[START DATASET SECTION]
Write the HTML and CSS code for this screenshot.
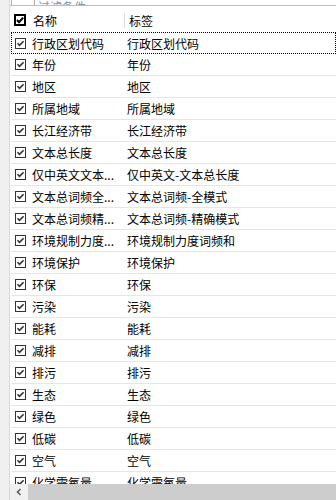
FILE: index.html
```html
<!DOCTYPE html>
<html lang="zh">

<head>
    <meta charset="UTF-8">
    <title>字段列表</title>
    <link rel="stylesheet" href="styles.css">
</head>

<body>

    <div class="panel">

        <div class="side"></div>

        <div class="main">

            <div class="toolbar">
                <div class="combo"><span class="combo-arrow">&#709;</span></div>
                <span class="filter-text">过滤条件</span>
            </div>

            <div class="list">

                <div class="head">
                    <span class="head-check">
                        <svg width="12" height="12" viewBox="0 0 12 12">
                            <rect x="1" y="1" width="10" height="10" fill="#fff" stroke="#000" stroke-width="2"/>
                            <path d="M3 6 L5 8.2 L9.2 3.6" fill="none" stroke="#000" stroke-width="2"/>
                        </svg>
                    </span>
                    <span class="col-name">名称</span>
                    <span class="col-sep"></span>
                    <span class="col-label">标签</span>
                </div>

                <div id="rows"></div>

            </div>

            <div class="hscroll">
                <div class="hscroll-btn">
                    <svg width="8" height="8" viewBox="0 0 8 8">
                        <path d="M5.5 1 L2.5 4 L5.5 7" fill="none" stroke="#606060" stroke-width="1.6"/>
                    </svg>
                </div>
                <div class="hscroll-thumb"></div>
            </div>

        </div>

    </div>

    <script>
        document.addEventListener('DOMContentLoaded', () => {
            const rows = document.getElementById('rows');
            const fields = [
                ['行政区划代码', '行政区划代码'],
                ['年份', '年份'],
                ['地区', '地区'],
                ['所属地域', '所属地域'],
                ['长江经济带', '长江经济带'],
                ['文本总长度', '文本总长度'],
                ['仅中英文文本...', '仅中英文-文本总长度'],
                ['文本总词频全...', '文本总词频-全模式'],
                ['文本总词频精...', '文本总词频-精确模式'],
                ['环境规制力度...', '环境规制力度词频和'],
                ['环境保护', '环境保护'],
                ['环保', '环保'],
                ['污染', '污染'],
                ['能耗', '能耗'],
                ['减排', '减排'],
                ['排污', '排污'],
                ['生态', '生态'],
                ['绿色', '绿色'],
                ['低碳', '低碳'],
                ['空气', '空气'],
                ['化学需氧量', '化学需氧量']
            ];

            const check = `
                <svg width="11" height="11" viewBox="0 0 11 11">
                    <rect x="0.5" y="0.5" width="10" height="10" fill="#fff" stroke="#333"/>
                    <path d="M2.5 5.3 L4.5 7.4 L8.6 3.2" fill="none" stroke="#333" stroke-width="1.6"/>
                </svg>`;

            fields.forEach((field, i) => {
                const row = document.createElement('div');
                row.className = i === 0 ? 'row focused' : 'row';
                row.innerHTML = `
                    <span class="row-check">${check}</span>
                    <span class="row-name">${field[0]}</span>
                    <span class="row-label">${field[1]}</span>
                `;
                rows.appendChild(row);
            });
        });
    </script>
</body>

</html>
```

FILE: styles.css
```css
* {
    margin: 0;
    padding: 0;
    box-sizing: border-box;
}

body {
    width: 336px;
    height: 500px;
    overflow: hidden;
    background-color: #f0f0f0;
    font-family: "Noto Sans CJK SC", "Noto Sans", sans-serif;
    font-size: 12px;
    color: #000;
}

.panel {
    display: flex;
    height: 500px;
}

.side {
    width: 10px;
    flex-shrink: 0;
    background-color: #f0f0f0;
    border-right: 1px solid #d9d9d9;
}

.main {
    flex: 1;
    display: flex;
    flex-direction: column;
    min-width: 0;
    background-color: #fff;
}

.toolbar {
    height: 6px;
    flex-shrink: 0;
    display: flex;
    align-items: flex-end;
    gap: 3px;
    overflow: hidden;
    border-bottom: 1px solid #bdbdbd;
}

.combo {
    width: 24px;
    height: 18px;
    flex-shrink: 0;
    margin-left: 1px;
    margin-bottom: -1px;
    border-left: 1px solid #b0b0b0;
    border-right: 1px solid #b0b0b0;
    position: relative;
}

.combo-arrow {
    position: absolute;
    right: 2px;
    bottom: 0;
    font-size: 11px;
    line-height: 11px;
    color: #555;
}

.filter-text {
    color: #7f97b3;
    line-height: 16px;
    margin-bottom: -10px;
}

.list {
    flex: 1;
    overflow: hidden;
}

.head {
    height: 26px;
    display: flex;
    align-items: center;
    padding-top: 2px;
    padding-left: 4px;
}

.head-check {
    display: flex;
    width: 12px;
    height: 12px;
    margin-right: 7px;
}

.col-name {
    width: 91px;
}

.col-sep {
    width: 1px;
    height: 15px;
    margin-right: 4px;
    background-color: #dcdcdc;
}

.row {
    height: 22px;
    margin-left: 1px;
    display: flex;
    align-items: center;
    padding-left: 4px;
    border-bottom: 1px solid #e6e6e6;
    white-space: nowrap;
}

.row.focused {
    border: 1px dotted #000;
    padding-left: 3px;
}

.row-check {
    display: flex;
    width: 11px;
    height: 11px;
    margin-right: 6px;
}

.row-name {
    width: 95px;
    overflow: hidden;
}

.hscroll {
    height: 16px;
    flex-shrink: 0;
    display: flex;
    background-color: #f0f0f0;
}

.hscroll-btn {
    width: 18px;
    display: flex;
    align-items: center;
    justify-content: center;
}

.hscroll-thumb {
    flex: 1;
    background-color: #cdcdcd;
}
```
[END DATASET SECTION]
- _EXERCISE DIRECTIONS_: Are you able to set down all the lines above exactly, without any pictures?

- _SOLUTION_:
Write the HTML and CSS code for this screenshot.
FILE: index.html
```html
<!DOCTYPE html>
<html lang="zh">

<head>
    <meta charset="UTF-8">
    <title>字段列表</title>
    <link rel="stylesheet" href="styles.css">
</head>

<body>

    <div class="panel">

        <div class="side"></div>

        <div class="main">

            <div class="toolbar">
                <div class="combo"><span class="combo-arrow">&#709;</span></div>
                <span class="filter-text">过滤条件</span>
            </div>

            <div class="list">

                <div class="head">
                    <span class="head-check">
                        <svg width="12" height="12" viewBox="0 0 12 12">
                            <rect x="1" y="1" width="10" height="10" fill="#fff" stroke="#000" stroke-width="2"/>
                            <path d="M3 6 L5 8.2 L9.2 3.6" fill="none" stroke="#000" stroke-width="2"/>
                        </svg>
                    </span>
                    <span class="col-name">名称</span>
                    <span class="col-sep"></span>
                    <span class="col-label">标签</span>
                </div>

                <div id="rows"></div>

            </div>

            <div class="hscroll">
                <div class="hscroll-btn">
                    <svg width="8" height="8" viewBox="0 0 8 8">
                        <path d="M5.5 1 L2.5 4 L5.5 7" fill="none" stroke="#606060" stroke-width="1.6"/>
                    </svg>
                </div>
                <div class="hscroll-thumb"></div>
            </div>

        </div>

    </div>

    <script>
        document.addEventListener('DOMContentLoaded', () => {
            const rows = document.getElementById('rows');
            const fields = [
                ['行政区划代码', '行政区划代码'],
                ['年份', '年份'],
                ['地区', '地区'],
                ['所属地域', '所属地域'],
                ['长江经济带', '长江经济带'],
                ['文本总长度', '文本总长度'],
                ['仅中英文文本...', '仅中英文-文本总长度'],
                ['文本总词频全...', '文本总词频-全模式'],
                ['文本总词频精...', '文本总词频-精确模式'],
                ['环境规制力度...', '环境规制力度词频和'],
                ['环境保护', '环境保护'],
                ['环保', '环保'],
                ['污染', '污染'],
                ['能耗', '能耗'],
                ['减排', '减排'],
                ['排污', '排污'],
                ['生态', '生态'],
                ['绿色', '绿色'],
                ['低碳', '低碳'],
                ['空气', '空气'],
                ['化学需氧量', '化学需氧量']
            ];

            const check = `
                <svg width="11" height="11" viewBox="0 0 11 11">
                    <rect x="0.5" y="0.5" width="10" height="10" fill="#fff" stroke="#333"/>
                    <path d="M2.5 5.3 L4.5 7.4 L8.6 3.2" fill="none" stroke="#333" stroke-width="1.6"/>
                </svg>`;

            fields.forEach((field, i) => {
                const row = document.createElement('div');
                row.className = i === 0 ? 'row focused' : 'row';
                row.innerHTML = `
                    <span class="row-check">${check}</span>
                    <span class="row-name">${field[0]}</span>
                    <span class="row-label">${field[1]}</span>
                `;
                rows.appendChild(row);
            });
        });
    </script>
</body>

</html>
```

FILE: styles.css
```css
* {
    margin: 0;
    padding: 0;
    box-sizing: border-box;
}

body {
    width: 336px;
    height: 500px;
    overflow: hidden;
    background-color: #f0f0f0;
    font-family: "Noto Sans CJK SC", "Noto Sans", sans-serif;
    font-size: 12px;
    color: #000;
}

.panel {
    display: flex;
    height: 500px;
}

.side {
    width: 10px;
    flex-shrink: 0;
    background-color: #f0f0f0;
    border-right: 1px solid #d9d9d9;
}

.main {
    flex: 1;
    display: flex;
    flex-direction: column;
    min-width: 0;
    background-color: #fff;
}

.toolbar {
    height: 6px;
    flex-shrink: 0;
    display: flex;
    align-items: flex-end;
    gap: 3px;
    overflow: hidden;
    border-bottom: 1px solid #bdbdbd;
}

.combo {
    width: 24px;
    height: 18px;
    flex-shrink: 0;
    margin-left: 1px;
    margin-bottom: -1px;
    border-left: 1px solid #b0b0b0;
    border-right: 1px solid #b0b0b0;
    position: relative;
}

.combo-arrow {
    position: absolute;
    right: 2px;
    bottom: 0;
    font-size: 11px;
    line-height: 11px;
    color: #555;
}

.filter-text {
    color: #7f97b3;
    line-height: 16px;
    margin-bottom: -10px;
}

.list {
    flex: 1;
    overflow: hidden;
}

.head {
    height: 26px;
    display: flex;
    align-items: center;
    padding-top: 2px;
    padding-left: 4px;
}

.head-check {
    display: flex;
    width: 12px;
    height: 12px;
    margin-right: 7px;
}

.col-name {
    width: 91px;
}

.col-sep {
    width: 1px;
    height: 15px;
    margin-right: 4px;
    background-color: #dcdcdc;
}

.row {
    height: 22px;
    margin-left: 1px;
    display: flex;
    align-items: center;
    padding-left: 4px;
    border-bottom: 1px solid #e6e6e6;
    white-space: nowrap;
}

.row.focused {
    border: 1px dotted #000;
    padding-left: 3px;
}

.row-check {
    display: flex;
    width: 11px;
    height: 11px;
    margin-right: 6px;
}

.row-name {
    width: 95px;
    overflow: hidden;
}

.hscroll {
    height: 16px;
    flex-shrink: 0;
    display: flex;
    background-color: #f0f0f0;
}

.hscroll-btn {
    width: 18px;
    display: flex;
    align-items: center;
    justify-content: center;
}

.hscroll-thumb {
    flex: 1;
    background-color: #cdcdcd;
}
```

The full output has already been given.